> **What you will do**
Locate every line in the material below that has the word "this". Copy each of those lines.
____ Records to process
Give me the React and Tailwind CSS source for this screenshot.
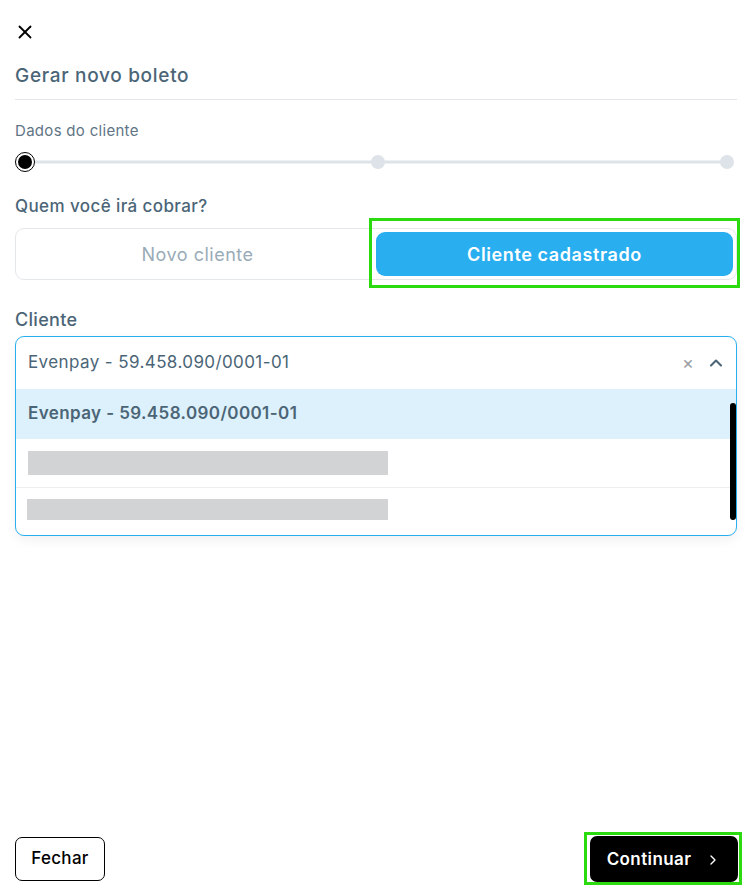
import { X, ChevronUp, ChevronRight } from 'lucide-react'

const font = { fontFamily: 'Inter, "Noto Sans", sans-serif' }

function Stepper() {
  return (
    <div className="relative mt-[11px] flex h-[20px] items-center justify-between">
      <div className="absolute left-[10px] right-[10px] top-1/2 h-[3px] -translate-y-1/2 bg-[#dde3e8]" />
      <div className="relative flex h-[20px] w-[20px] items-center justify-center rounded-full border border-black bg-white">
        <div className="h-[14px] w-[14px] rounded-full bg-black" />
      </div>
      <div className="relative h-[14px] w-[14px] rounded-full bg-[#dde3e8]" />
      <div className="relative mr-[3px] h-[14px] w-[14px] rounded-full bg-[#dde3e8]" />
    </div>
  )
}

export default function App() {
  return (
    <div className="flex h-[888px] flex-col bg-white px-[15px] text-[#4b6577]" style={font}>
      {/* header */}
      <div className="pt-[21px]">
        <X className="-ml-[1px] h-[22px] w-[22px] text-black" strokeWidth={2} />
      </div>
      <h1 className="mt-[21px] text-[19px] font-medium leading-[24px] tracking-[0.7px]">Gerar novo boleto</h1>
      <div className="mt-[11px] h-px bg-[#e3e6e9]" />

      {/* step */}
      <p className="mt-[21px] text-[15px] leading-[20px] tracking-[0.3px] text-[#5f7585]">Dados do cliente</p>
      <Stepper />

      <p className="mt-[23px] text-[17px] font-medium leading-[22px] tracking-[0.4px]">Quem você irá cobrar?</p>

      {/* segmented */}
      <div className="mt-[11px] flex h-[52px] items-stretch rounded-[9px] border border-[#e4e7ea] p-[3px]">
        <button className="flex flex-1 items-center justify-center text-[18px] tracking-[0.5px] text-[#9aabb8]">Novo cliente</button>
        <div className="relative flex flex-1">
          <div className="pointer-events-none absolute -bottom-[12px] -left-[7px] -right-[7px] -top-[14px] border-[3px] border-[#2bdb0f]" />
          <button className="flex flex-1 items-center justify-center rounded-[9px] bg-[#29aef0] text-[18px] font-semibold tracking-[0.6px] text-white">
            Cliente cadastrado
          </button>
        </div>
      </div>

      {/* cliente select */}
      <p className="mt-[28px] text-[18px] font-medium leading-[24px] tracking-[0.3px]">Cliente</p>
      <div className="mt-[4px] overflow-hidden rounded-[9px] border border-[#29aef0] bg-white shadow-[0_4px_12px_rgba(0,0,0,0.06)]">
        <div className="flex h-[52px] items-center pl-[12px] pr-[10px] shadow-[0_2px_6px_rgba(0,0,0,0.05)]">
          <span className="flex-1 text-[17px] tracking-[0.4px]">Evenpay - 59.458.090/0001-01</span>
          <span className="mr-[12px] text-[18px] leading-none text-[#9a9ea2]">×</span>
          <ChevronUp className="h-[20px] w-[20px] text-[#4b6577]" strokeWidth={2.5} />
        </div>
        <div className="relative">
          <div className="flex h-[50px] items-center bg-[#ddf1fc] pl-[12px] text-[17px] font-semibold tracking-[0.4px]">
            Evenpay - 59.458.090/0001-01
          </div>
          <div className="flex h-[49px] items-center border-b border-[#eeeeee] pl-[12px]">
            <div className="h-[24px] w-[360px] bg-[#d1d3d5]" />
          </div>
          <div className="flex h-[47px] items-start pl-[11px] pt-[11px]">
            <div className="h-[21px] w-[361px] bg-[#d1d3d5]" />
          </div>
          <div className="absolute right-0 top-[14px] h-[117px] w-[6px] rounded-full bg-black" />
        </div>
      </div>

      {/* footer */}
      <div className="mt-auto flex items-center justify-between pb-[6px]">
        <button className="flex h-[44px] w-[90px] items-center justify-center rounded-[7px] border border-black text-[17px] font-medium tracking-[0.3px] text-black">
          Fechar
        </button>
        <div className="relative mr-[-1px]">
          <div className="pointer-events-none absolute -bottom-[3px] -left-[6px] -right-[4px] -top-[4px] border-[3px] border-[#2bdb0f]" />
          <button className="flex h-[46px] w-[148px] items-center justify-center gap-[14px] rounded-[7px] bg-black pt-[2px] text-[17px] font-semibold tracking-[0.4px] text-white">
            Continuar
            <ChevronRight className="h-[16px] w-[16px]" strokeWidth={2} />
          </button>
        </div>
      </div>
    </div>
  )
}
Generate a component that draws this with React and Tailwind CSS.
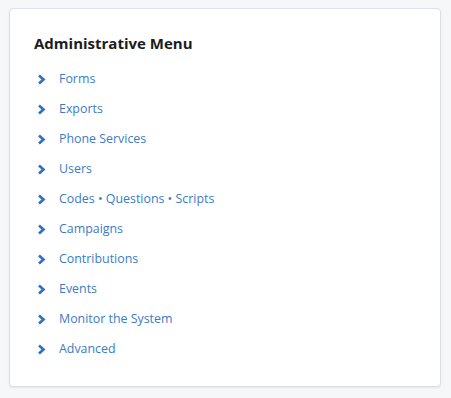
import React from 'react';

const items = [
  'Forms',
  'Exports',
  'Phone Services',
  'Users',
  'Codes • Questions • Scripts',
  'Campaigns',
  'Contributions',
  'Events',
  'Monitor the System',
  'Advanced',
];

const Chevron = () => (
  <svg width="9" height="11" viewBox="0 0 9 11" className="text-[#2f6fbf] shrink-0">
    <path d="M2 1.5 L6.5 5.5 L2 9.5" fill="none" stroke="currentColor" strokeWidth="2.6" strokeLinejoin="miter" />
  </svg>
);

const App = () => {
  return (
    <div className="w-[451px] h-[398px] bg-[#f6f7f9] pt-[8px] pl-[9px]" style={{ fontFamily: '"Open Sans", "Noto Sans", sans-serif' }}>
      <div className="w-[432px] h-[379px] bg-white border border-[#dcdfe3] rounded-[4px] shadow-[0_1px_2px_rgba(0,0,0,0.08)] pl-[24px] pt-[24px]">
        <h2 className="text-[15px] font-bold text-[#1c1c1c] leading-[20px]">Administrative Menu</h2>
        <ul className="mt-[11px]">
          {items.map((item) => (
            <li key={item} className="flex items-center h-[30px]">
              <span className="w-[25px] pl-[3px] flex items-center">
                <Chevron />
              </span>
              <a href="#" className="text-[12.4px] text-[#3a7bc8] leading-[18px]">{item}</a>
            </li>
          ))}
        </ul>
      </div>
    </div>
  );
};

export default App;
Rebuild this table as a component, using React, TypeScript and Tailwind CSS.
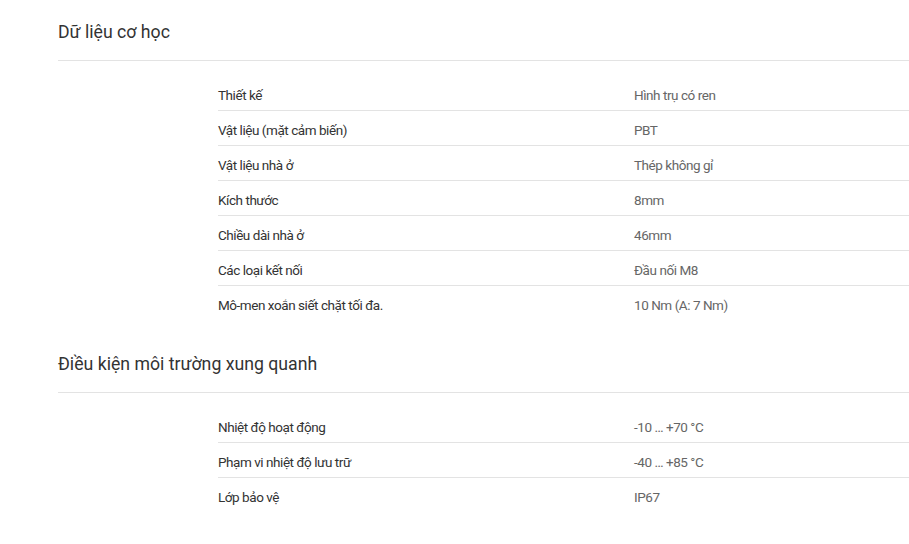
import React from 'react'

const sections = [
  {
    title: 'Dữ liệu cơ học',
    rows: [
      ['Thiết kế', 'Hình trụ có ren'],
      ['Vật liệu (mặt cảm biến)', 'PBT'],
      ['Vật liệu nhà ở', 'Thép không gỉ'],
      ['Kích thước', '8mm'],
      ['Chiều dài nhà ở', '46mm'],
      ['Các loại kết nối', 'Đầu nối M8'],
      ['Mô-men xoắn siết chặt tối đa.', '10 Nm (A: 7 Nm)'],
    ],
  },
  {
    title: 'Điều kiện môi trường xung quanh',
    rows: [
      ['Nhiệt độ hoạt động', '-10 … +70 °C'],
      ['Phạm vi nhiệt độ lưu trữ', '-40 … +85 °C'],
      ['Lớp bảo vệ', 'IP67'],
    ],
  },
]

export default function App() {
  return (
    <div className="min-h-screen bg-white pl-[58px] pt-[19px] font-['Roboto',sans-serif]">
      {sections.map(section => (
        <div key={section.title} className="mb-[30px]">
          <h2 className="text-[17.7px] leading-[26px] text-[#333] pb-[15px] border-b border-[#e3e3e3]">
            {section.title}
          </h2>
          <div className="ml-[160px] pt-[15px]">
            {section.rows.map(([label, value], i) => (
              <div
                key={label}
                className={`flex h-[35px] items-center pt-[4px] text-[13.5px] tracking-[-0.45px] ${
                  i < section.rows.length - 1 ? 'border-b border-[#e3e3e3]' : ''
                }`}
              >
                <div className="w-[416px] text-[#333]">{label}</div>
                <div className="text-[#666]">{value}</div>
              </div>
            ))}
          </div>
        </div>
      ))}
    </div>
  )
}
________
> **Output of the task**
Give me the React and Tailwind CSS source for this screenshot.
Generate a component that draws this with React and Tailwind CSS.
Rebuild this table as a component, using React, TypeScript and Tailwind CSS.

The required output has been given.